• PROBLEM TO WORK ON
Gather up all lines that carry the word "components".

------ RECORDS TO USE ------

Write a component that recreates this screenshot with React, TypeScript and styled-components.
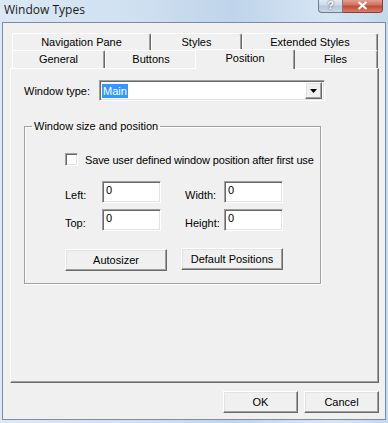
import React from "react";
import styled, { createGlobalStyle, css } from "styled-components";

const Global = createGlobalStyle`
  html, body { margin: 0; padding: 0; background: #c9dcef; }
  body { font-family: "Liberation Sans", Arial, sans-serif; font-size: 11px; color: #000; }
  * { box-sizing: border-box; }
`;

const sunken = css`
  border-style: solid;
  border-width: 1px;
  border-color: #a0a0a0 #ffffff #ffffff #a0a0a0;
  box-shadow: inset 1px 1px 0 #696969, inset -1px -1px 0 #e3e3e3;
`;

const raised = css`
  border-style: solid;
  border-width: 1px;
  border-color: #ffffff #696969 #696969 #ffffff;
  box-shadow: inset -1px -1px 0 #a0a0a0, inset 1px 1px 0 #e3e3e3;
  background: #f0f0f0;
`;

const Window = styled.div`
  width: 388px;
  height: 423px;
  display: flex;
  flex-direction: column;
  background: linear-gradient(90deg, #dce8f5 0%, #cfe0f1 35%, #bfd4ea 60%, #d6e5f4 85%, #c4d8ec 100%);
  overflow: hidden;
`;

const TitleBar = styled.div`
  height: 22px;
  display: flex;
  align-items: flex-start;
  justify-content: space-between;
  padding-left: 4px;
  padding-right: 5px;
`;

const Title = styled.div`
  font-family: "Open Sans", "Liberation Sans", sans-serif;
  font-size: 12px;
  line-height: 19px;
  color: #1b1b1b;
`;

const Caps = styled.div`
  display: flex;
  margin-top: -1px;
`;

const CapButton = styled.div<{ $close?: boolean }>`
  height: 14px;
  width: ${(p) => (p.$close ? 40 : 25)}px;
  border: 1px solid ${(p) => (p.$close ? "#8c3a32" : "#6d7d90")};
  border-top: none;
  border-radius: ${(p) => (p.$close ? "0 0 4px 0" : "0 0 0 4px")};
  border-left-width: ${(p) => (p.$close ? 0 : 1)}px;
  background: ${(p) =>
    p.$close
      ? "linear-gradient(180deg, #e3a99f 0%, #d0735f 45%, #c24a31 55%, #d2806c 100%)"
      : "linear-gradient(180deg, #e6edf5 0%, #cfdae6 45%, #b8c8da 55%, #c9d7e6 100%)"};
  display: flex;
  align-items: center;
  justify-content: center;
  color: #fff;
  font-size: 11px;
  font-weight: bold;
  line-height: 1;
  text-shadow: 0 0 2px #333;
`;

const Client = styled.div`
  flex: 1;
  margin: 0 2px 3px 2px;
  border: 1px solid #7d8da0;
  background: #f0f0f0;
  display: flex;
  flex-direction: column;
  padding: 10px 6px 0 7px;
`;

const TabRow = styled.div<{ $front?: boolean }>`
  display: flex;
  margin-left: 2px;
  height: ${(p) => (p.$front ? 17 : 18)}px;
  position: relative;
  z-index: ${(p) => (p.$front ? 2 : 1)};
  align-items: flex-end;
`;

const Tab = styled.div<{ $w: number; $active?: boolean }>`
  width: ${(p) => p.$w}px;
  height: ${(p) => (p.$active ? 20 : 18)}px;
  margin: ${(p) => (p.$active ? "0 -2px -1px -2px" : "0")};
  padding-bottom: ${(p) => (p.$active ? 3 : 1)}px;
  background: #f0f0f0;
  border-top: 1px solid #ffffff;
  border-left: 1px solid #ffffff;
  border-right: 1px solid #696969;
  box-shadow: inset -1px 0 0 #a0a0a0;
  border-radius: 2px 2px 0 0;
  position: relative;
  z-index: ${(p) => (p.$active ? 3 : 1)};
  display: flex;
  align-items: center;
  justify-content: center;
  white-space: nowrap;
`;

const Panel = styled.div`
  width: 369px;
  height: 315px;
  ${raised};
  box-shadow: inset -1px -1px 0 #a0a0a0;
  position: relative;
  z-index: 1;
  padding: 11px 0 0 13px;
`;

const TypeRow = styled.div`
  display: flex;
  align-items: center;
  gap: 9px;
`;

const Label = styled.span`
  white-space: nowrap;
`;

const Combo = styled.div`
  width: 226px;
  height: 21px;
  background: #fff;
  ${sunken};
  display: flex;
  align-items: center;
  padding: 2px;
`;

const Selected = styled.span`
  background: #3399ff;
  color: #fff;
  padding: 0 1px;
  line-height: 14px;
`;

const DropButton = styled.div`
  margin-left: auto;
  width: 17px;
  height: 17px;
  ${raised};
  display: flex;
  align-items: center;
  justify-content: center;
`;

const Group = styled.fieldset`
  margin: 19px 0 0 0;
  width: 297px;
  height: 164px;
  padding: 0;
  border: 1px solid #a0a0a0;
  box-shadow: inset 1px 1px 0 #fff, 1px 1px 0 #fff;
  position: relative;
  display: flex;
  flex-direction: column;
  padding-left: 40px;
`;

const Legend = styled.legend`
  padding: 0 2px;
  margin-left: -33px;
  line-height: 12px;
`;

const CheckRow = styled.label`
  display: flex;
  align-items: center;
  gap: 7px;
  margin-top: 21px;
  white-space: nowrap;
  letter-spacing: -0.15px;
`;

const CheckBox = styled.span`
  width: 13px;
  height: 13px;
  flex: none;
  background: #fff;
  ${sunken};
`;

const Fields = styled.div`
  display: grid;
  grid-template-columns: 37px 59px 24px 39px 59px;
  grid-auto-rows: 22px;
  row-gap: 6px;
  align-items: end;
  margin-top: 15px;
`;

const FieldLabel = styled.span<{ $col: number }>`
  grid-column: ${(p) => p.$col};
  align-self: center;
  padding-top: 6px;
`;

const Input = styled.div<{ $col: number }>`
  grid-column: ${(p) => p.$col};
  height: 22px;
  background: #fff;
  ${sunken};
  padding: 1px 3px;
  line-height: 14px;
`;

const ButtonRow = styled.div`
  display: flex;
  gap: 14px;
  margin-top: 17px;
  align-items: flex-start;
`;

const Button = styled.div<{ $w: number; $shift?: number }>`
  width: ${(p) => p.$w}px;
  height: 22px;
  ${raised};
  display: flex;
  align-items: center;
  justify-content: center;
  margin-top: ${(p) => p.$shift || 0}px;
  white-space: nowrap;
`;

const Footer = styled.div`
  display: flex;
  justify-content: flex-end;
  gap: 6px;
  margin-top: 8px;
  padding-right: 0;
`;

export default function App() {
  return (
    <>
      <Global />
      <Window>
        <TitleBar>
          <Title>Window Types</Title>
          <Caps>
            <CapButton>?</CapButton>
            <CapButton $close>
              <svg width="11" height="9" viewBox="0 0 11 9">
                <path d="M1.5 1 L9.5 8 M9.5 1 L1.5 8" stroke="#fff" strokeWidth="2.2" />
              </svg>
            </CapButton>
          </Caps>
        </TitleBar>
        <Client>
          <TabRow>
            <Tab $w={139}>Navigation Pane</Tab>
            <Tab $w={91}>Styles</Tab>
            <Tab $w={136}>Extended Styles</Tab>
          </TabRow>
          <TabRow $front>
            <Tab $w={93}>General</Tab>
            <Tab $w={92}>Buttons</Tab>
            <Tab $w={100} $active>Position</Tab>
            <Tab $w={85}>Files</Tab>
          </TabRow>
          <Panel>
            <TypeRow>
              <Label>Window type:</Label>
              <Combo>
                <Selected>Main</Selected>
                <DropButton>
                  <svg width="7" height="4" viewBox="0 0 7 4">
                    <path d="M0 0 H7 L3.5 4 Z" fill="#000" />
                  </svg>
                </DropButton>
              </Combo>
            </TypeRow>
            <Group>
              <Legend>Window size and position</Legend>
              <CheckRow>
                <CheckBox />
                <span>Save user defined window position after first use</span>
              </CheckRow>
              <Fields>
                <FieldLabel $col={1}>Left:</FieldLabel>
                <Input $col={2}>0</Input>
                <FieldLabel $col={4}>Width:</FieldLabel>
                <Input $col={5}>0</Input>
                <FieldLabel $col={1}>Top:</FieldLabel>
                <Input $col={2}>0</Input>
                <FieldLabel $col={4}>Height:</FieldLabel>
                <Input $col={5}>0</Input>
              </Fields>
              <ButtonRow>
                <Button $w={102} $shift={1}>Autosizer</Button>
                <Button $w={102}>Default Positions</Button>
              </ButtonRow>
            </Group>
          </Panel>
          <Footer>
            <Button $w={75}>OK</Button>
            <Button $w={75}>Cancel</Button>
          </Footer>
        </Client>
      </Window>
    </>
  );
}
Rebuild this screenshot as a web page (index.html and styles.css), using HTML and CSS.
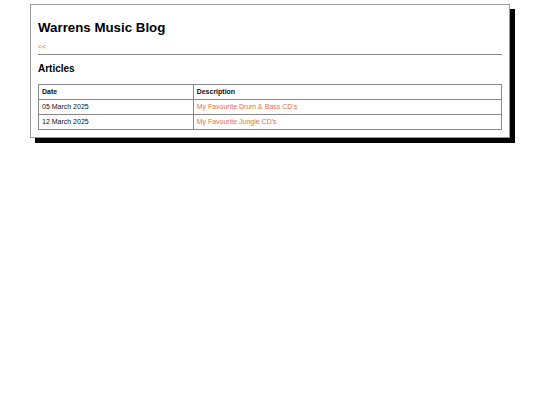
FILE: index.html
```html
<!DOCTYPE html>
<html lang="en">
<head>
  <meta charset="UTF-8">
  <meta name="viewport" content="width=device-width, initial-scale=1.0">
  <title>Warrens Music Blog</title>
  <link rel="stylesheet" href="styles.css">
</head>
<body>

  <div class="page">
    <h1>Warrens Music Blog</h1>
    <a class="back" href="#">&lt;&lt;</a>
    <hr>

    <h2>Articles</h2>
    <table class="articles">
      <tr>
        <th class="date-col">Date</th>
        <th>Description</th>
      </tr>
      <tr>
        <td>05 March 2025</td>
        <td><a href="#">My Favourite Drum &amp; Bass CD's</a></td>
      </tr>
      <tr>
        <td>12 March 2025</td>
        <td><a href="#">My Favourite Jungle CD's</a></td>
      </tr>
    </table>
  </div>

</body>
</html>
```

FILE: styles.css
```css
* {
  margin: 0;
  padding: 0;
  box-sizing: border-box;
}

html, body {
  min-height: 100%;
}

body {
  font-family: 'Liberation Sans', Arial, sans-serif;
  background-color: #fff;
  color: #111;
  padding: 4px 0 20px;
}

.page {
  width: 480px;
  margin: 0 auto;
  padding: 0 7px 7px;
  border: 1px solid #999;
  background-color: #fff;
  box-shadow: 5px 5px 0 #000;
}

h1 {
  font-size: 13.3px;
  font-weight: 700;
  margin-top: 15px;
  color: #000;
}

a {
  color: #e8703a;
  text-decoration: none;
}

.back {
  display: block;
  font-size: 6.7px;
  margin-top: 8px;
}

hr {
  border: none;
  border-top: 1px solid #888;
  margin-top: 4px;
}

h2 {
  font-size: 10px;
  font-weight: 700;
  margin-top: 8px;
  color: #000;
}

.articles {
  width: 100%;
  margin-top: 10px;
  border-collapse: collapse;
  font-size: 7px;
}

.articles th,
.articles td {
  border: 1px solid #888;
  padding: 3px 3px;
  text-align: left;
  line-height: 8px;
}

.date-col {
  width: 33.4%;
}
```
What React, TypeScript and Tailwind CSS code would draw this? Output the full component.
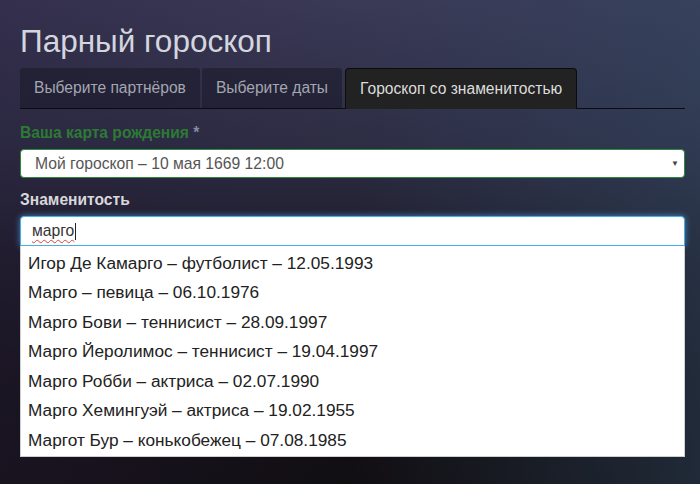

------

• PROBLEM SOLUTION
Write a component that recreates this screenshot with React, TypeScript and styled-components.
import styled, { createGlobalStyle, css } from "styled-components";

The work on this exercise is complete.